Offiline Arabic Handwritten Character Recognizer Based on Feature Extraction and Support Vector Machine
Computers and Technology
Submitted By thahirsh
Offline handwritten Arabic character recognizer based on Feature extraction and Support vector machine
Assistant professor in MCA department
Sankara College of Science and comerce,
ABSTRACT: Since the problem of Arabic text recognition is a large and complex one, it makes sense to try a simple method to see what performance can be achieved. The characters are written by many people using a great variety of sizes, writing styles, instruments, and with a widely varying amount of care. Some of the characters or words are poorly formed and are hard to classify, even for a human. Of the 280 sample characters used for training, 280 have been used for test purposes. The captured image of a character is normalized and set to eight feature values as parameter values of a vector. Training has given for a character by SVM (Support Vector machine) algorithm. It attempts to work with a subset of the features in a character that a human would typically see for the identification of Arabic characters.

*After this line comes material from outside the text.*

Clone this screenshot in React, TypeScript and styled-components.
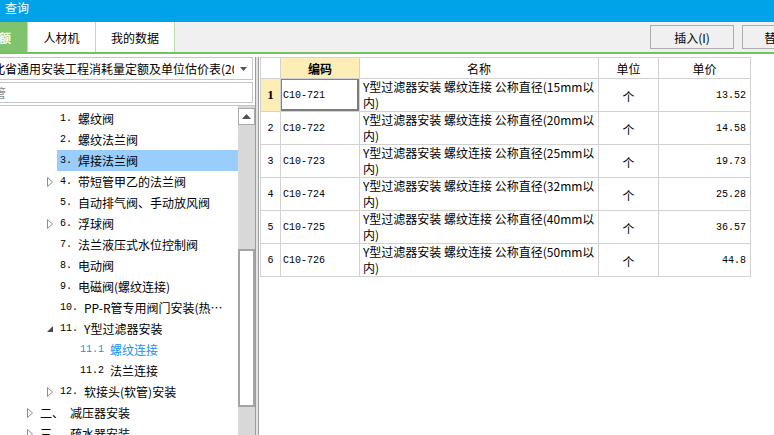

1. Introduction One of the most classical applications of the Artificial Neural Network is the Character Recognition System. Cost effective and less time consuming, businesses, post offices, banks, security systems, and even the field of robotics employ this system as the base of their operations. Handwriting recognition can be defined as the task of transforming text represented in the spatial form of graphical marks into its symbolic representation. A recognition system can be either “on-line” or off-line”. It is “on-line” if the temporal sequence of points traced out by the pen is available, such as with electronic personal data assistants that require the user to “write” on the screen using a stylus. It is “off-line” if it is applied to previously written text, such as any images scanned in by a scanner. The on-line problem is usually easier than the off-line problem since more information is available. This article is restricted to off-line Arabic character recognition system only.
1. Arabic writing: The Arabic alphabet contains 28 letters. Each has between two and four shapes, and the choice of which shape to use depends on the position of the letter within its word or sub word. The shapes correspond to the four positions: beginning of a (sub-) word, middle of a (sub) word and of a (sub) word and in isolation. Some variations are shown. [pic]
Figure : four handwritten examples of laam-alif suggest allowable variation
1.2. Proposed approach:
This method is recognizes the isolated Arabic handwritten alphabets only. First an image is cleaned with image processing technique. It may be converted to a more concise representation like slope, height of the character, etc, and then features are detected from the image. With the features as input, a recognizer returns the identified character. This system is to develop a system capable of recognizing handwritten characters inputted by the image of a character (off-line). It provides means for training the input characters first, then classification option for characters. The input image is compared with the stored model of a character image values using SVM algorithm.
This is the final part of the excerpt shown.